• **SET EXERCISE**:
Word for word, copy all the data and drop the pictures.

━━━━━━━━━━━━━━━━━━━━━━━━━━━━━━

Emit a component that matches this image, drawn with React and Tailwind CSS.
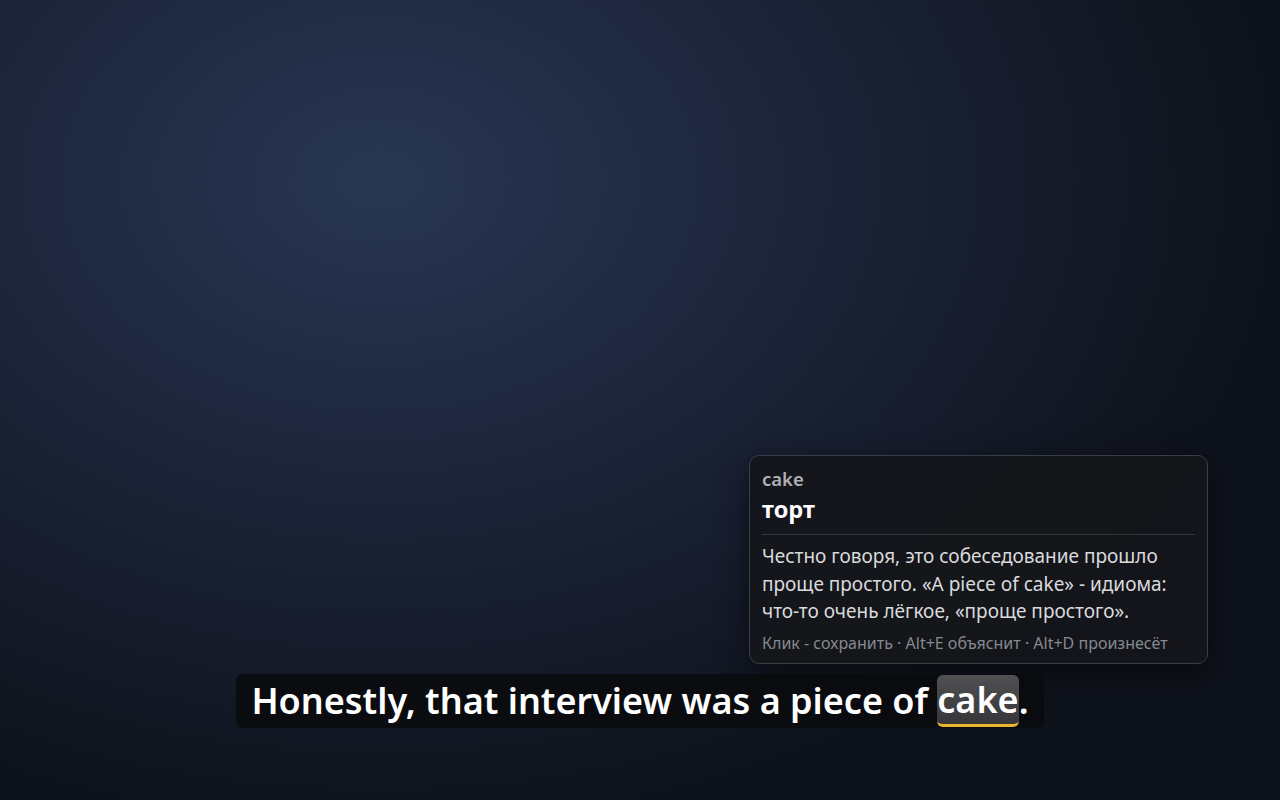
const App = () => {
    return (
        <div
            className="relative h-[800px] w-[1280px] overflow-hidden bg-[#0e121b] bg-[radial-gradient(ellipse_900px_650px_at_380px_180px,#293754_0%,#1c253a_45%,#0e121b_100%)]"
            style={{ fontFamily: '"Segoe UI", "Noto Sans", "Open Sans", sans-serif' }}
        >
            {/* Translation popup */}
            <div className="absolute left-[749px] top-[455px] w-[459px] rounded-[10px] border border-[#3a3d45] bg-[#15161a]/95 px-3 pt-[10px] pb-[9px] shadow-[0_10px_30px_rgba(0,0,0,0.5)]">
                <div className="text-[18.5px] leading-[26px] font-semibold text-[#aeb0b5]">cake</div>
                <div className="mt-[3px] text-[23.5px] leading-[28px] font-bold text-white">торт</div>
                <div className="mt-[11px] h-px bg-[#34363c]" />
                <p className="mt-[8px] text-[19px] leading-[27.5px] text-[#d9dadd]">
                    Честно говоря, это собеседование прошло проще простого. «A piece of cake» - идиома: что-то очень лёгкое, «проще простого».
                </p>
                <div className="mt-[6px] text-[16px] leading-[22px] text-[#868990]">
                    Клик - сохранить · Alt+E объяснит · Alt+D произнесёт
                </div>
            </div>

            {/* Subtitle line */}
            <div className="absolute inset-x-0 top-[674px] flex justify-center">
                <div className="flex items-center rounded-md bg-[#0a0b0e]/90 px-[15px] text-[36px] leading-[54px] font-semibold text-white">
                    <span>Honestly, that interview was a piece of&nbsp;</span>
                    <span className="rounded-md border-b-[3px] border-[#e8b730] bg-gradient-to-b from-[#505053] to-[#37373a] leading-[49px]">
                        cake
                    </span>
                    <span>.</span>
                </div>
            </div>
        </div>
    );
};

export default App;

━━━━━━━━━━━━━━━━━━━━━━━━━━━━━━

• **EXERCISE OUTPUT**:
Emit a component that matches this image, drawn with React and Tailwind CSS.
const App = () => {
    return (
        <div
            className="relative h-[800px] w-[1280px] overflow-hidden bg-[#0e121b] bg-[radial-gradient(ellipse_900px_650px_at_380px_180px,#293754_0%,#1c253a_45%,#0e121b_100%)]"
            style={{ fontFamily: '"Segoe UI", "Noto Sans", "Open Sans", sans-serif' }}
        >
            {/* Translation popup */}
            <div className="absolute left-[749px] top-[455px] w-[459px] rounded-[10px] border border-[#3a3d45] bg-[#15161a]/95 px-3 pt-[10px] pb-[9px] shadow-[0_10px_30px_rgba(0,0,0,0.5)]">
                <div className="text-[18.5px] leading-[26px] font-semibold text-[#aeb0b5]">cake</div>
                <div className="mt-[3px] text-[23.5px] leading-[28px] font-bold text-white">торт</div>
                <div className="mt-[11px] h-px bg-[#34363c]" />
                <p className="mt-[8px] text-[19px] leading-[27.5px] text-[#d9dadd]">
                    Честно говоря, это собеседование прошло проще простого. «A piece of cake» - идиома: что-то очень лёгкое, «проще простого».
                </p>
                <div className="mt-[6px] text-[16px] leading-[22px] text-[#868990]">
                    Клик - сохранить · Alt+E объяснит · Alt+D произнесёт
                </div>
            </div>

            {/* Subtitle line */}
            <div className="absolute inset-x-0 top-[674px] flex justify-center">
                <div className="flex items-center rounded-md bg-[#0a0b0e]/90 px-[15px] text-[36px] leading-[54px] font-semibold text-white">
                    <span>Honestly, that interview was a piece of&nbsp;</span>
                    <span className="rounded-md border-b-[3px] border-[#e8b730] bg-gradient-to-b from-[#505053] to-[#37373a] leading-[49px]">
                        cake
                    </span>
                    <span>.</span>
                </div>
            </div>
        </div>
    );
};

export default App;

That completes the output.